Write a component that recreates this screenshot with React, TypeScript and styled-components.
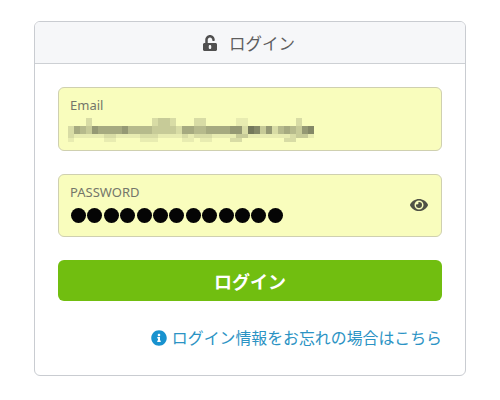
import styled, { createGlobalStyle } from "styled-components";
import { FaUnlockAlt, FaEye, FaInfoCircle } from "react-icons/fa";

const GlobalStyle = createGlobalStyle`
  html, body {
    margin: 0;
    padding: 0;
    background: #fff;
    font-family: "Noto Sans", "Noto Sans CJK JP", sans-serif;
  }
`;

const Page = styled.div`
  width: 500px;
  height: 400px;
  padding: 21px 34px 0;
  box-sizing: border-box;
`;

const Card = styled.section`
  height: 355px;
  box-sizing: border-box;
  border: 1px solid #c9ccd1;
  border-radius: 6px;
  overflow: hidden;
`;

const CardHeader = styled.header`
  height: 42px;
  box-sizing: border-box;
  padding-right: 3px;
  background: #f6f7f9;
  border-bottom: 1px solid #cdd0d4;
  display: flex;
  align-items: center;
  justify-content: center;
  gap: 11px;
  color: #5e5e5e;
  font-size: 16.5px;
  svg {
    width: 16px;
    height: 16px;
    color: #505050;
  }
`;

const CardBody = styled.div`
  padding: 23px 23px 0;
  display: flex;
  flex-direction: column;
`;

const Field = styled.div`
  position: relative;
  height: 63.5px;
  box-sizing: border-box;
  margin-bottom: 23px;
  padding: 8px 11px 0;
  background: #f9fdbd;
  border: 1px solid #cfd0b0;
  border-radius: 6px;
`;

const FieldLabel = styled.div`
  font-size: 13px;
  line-height: 18px;
  color: #74766a;
`;

const Blur = styled.div`
  margin: 4px 0 0 -2px;
  width: 246px;
  height: 24px;
  display: grid;
  grid-template-columns: repeat(41, 6px);
  grid-auto-rows: 4px;
`;

const Dots = styled.div`
  margin: 7px 0 0 1px;
  display: flex;
`;

const Dot = styled.span`
  width: 15px;
  height: 15px;
  margin-right: 1.4px;
  border-radius: 50%;
  background: #050505;
`;

const EyeButton = styled.span`
  position: absolute;
  right: 13px;
  top: 21px;
  display: flex;
  color: #4f5145;
  svg {
    width: 18px;
    height: 18px;
  }
`;

const SubmitButton = styled.button`
  height: 41px;
  border: none;
  border-radius: 6px;
  background: #71be10;
  color: #fff;
  font-family: inherit;
  font-size: 18px;
  font-weight: 700;
`;

const HelpLink = styled.a`
  margin-top: 27px;
  display: flex;
  align-items: center;
  justify-content: flex-end;
  gap: 5px;
  color: #2b93c4;
  font-size: 15.9px;
  line-height: 20px;
  svg {
    width: 16px;
    height: 16px;
    color: #1892cf;
  }
`;

// rough mosaic of the hidden address: 0 = field colour, 9 = darkest
const topRow = "00020000000000233200022000001100000000200";
const bandRow = "25436555564444333325544555566287362454367";
const mosaic = [
  topRow,
  topRow,
  bandRow,
  bandRow,
  "21111122111122211112122211113311111112331",
  "10000011000011100001101100022000000022000",
];

const shade = (v: string) => {
  const n = Number(v) / 9;
  const r = Math.round(249 - n * 150);
  const g = Math.round(253 - n * 150);
  const b = Math.round(189 - n * 110);
  return `rgb(${r},${g},${b})`;
};

export default function App() {
  return (
    <Page>
      <GlobalStyle />
      <Card>
        <CardHeader>
          <FaUnlockAlt />
          <span>ログイン</span>
        </CardHeader>
        <CardBody>
          <Field>
            <FieldLabel>Email</FieldLabel>
            <Blur>
              {mosaic.flatMap((row, y) =>
                row.split("").map((v, x) => (
                  <span key={`${x}-${y}`} style={{ background: shade(v) }} />
                ))
              )}
            </Blur>
          </Field>
          <Field>
            <FieldLabel>PASSWORD</FieldLabel>
            <Dots>
              {Array.from({ length: 13 }, (_, i) => (
                <Dot key={i} />
              ))}
            </Dots>
            <EyeButton>
              <FaEye />
            </EyeButton>
          </Field>
          <SubmitButton>ログイン</SubmitButton>
          <HelpLink>
            <FaInfoCircle />
            ログイン情報をお忘れの場合はこちら
          </HelpLink>
        </CardBody>
      </Card>
    </Page>
  );
}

● Stated goal:
Reproduce the data above word for word from its first line through the line that holds "FaUnlockAlt, FaEye, FaInfoCircle", both ends included; skip pictures.

● Completed exercise:
Write a component that recreates this screenshot with React, TypeScript and styled-components.
import styled, { createGlobalStyle } from "styled-components";
import { FaUnlockAlt, FaEye, FaInfoCircle } from "react-icons/fa";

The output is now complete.